From the entries below, say how many lines carry the word "styles", and give nothing but the number.

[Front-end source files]
+--
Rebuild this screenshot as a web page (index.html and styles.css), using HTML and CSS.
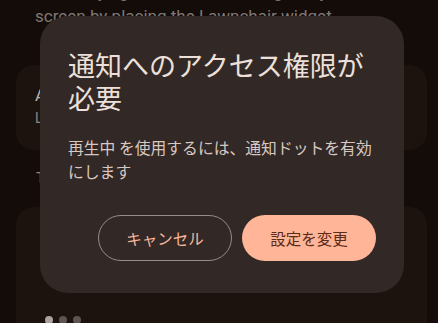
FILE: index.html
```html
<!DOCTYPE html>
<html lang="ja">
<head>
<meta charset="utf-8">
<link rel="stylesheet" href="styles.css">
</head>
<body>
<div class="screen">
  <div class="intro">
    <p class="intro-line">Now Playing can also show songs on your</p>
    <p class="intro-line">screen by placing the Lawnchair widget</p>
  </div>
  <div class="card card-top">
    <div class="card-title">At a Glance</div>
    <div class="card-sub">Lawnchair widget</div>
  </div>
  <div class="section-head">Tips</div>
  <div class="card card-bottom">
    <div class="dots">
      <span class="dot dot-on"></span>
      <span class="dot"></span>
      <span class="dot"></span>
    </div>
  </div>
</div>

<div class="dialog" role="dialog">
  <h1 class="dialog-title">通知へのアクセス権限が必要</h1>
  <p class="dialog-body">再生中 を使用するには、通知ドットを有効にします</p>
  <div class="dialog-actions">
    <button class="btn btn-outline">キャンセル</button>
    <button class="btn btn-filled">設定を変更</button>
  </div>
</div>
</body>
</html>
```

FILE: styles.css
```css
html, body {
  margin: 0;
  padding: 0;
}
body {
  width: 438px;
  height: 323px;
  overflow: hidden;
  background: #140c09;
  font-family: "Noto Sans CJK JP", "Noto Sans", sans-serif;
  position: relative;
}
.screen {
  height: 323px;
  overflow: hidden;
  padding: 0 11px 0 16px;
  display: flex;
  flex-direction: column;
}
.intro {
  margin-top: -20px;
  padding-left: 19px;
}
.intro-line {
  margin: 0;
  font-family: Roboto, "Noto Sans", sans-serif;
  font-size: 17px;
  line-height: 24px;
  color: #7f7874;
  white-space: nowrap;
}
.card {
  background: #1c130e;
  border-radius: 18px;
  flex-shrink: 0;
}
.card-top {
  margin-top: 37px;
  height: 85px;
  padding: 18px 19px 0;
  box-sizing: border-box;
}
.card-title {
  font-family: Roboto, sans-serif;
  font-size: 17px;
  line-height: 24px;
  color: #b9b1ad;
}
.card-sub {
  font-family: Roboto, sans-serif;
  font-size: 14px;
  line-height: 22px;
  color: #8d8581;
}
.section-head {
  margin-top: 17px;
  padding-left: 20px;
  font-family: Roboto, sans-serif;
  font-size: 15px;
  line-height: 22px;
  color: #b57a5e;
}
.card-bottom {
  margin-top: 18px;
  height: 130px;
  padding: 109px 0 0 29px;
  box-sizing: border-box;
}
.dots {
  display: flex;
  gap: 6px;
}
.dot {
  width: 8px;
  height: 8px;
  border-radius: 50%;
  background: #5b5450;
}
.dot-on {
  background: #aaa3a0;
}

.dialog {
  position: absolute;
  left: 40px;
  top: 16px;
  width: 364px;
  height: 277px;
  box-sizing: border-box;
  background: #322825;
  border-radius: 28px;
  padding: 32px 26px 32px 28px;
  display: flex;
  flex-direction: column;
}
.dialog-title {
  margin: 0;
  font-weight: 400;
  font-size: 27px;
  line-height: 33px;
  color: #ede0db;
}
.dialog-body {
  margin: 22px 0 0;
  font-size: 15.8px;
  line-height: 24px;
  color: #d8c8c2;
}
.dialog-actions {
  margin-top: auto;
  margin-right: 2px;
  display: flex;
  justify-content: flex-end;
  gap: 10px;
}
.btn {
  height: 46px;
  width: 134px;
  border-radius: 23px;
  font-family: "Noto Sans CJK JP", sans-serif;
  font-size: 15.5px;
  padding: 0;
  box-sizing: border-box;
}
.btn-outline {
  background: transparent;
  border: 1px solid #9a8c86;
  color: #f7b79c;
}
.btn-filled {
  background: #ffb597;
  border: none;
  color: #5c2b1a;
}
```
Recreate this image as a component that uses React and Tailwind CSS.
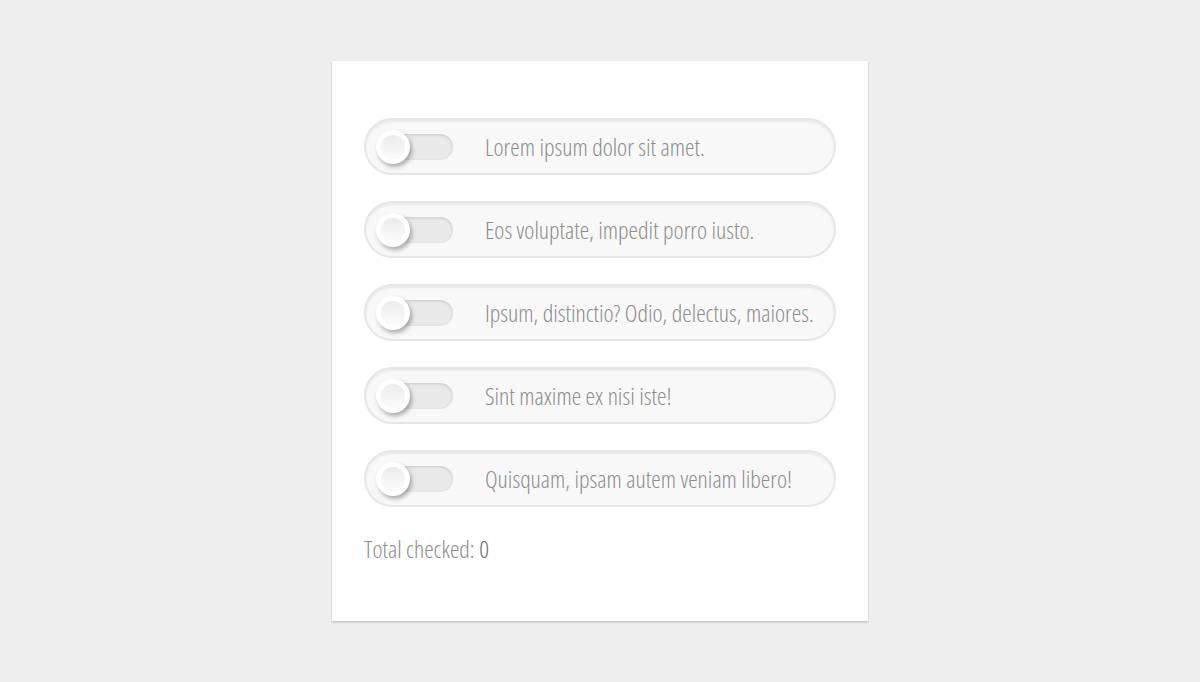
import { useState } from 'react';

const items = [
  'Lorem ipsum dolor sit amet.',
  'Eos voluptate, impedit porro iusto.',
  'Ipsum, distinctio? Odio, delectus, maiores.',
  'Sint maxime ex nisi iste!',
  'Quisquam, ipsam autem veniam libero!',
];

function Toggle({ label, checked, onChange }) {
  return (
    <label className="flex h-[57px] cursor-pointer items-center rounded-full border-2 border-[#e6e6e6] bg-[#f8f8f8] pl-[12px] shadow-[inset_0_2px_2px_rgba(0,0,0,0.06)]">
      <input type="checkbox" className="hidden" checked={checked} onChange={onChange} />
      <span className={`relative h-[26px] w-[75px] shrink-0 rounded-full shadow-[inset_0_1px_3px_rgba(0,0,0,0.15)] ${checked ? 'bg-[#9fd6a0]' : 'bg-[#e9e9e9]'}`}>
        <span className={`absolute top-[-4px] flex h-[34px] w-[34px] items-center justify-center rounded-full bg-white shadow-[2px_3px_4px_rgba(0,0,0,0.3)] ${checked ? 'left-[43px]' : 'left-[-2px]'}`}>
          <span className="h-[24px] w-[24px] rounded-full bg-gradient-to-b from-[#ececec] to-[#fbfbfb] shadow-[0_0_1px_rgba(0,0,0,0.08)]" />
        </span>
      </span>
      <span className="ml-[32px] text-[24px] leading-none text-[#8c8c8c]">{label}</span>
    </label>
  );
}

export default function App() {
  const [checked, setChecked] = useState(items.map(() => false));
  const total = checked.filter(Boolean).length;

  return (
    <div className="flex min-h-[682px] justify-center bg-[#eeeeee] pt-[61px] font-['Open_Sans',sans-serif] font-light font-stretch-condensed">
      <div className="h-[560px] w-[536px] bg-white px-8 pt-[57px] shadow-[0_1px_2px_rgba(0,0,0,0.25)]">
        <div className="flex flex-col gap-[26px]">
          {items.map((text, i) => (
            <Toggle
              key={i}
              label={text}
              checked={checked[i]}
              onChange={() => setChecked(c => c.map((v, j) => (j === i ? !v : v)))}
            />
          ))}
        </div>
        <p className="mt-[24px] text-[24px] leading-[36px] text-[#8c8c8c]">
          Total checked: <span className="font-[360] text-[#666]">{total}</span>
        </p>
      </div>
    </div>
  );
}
+--
#### PROBLEM SOLUTION
3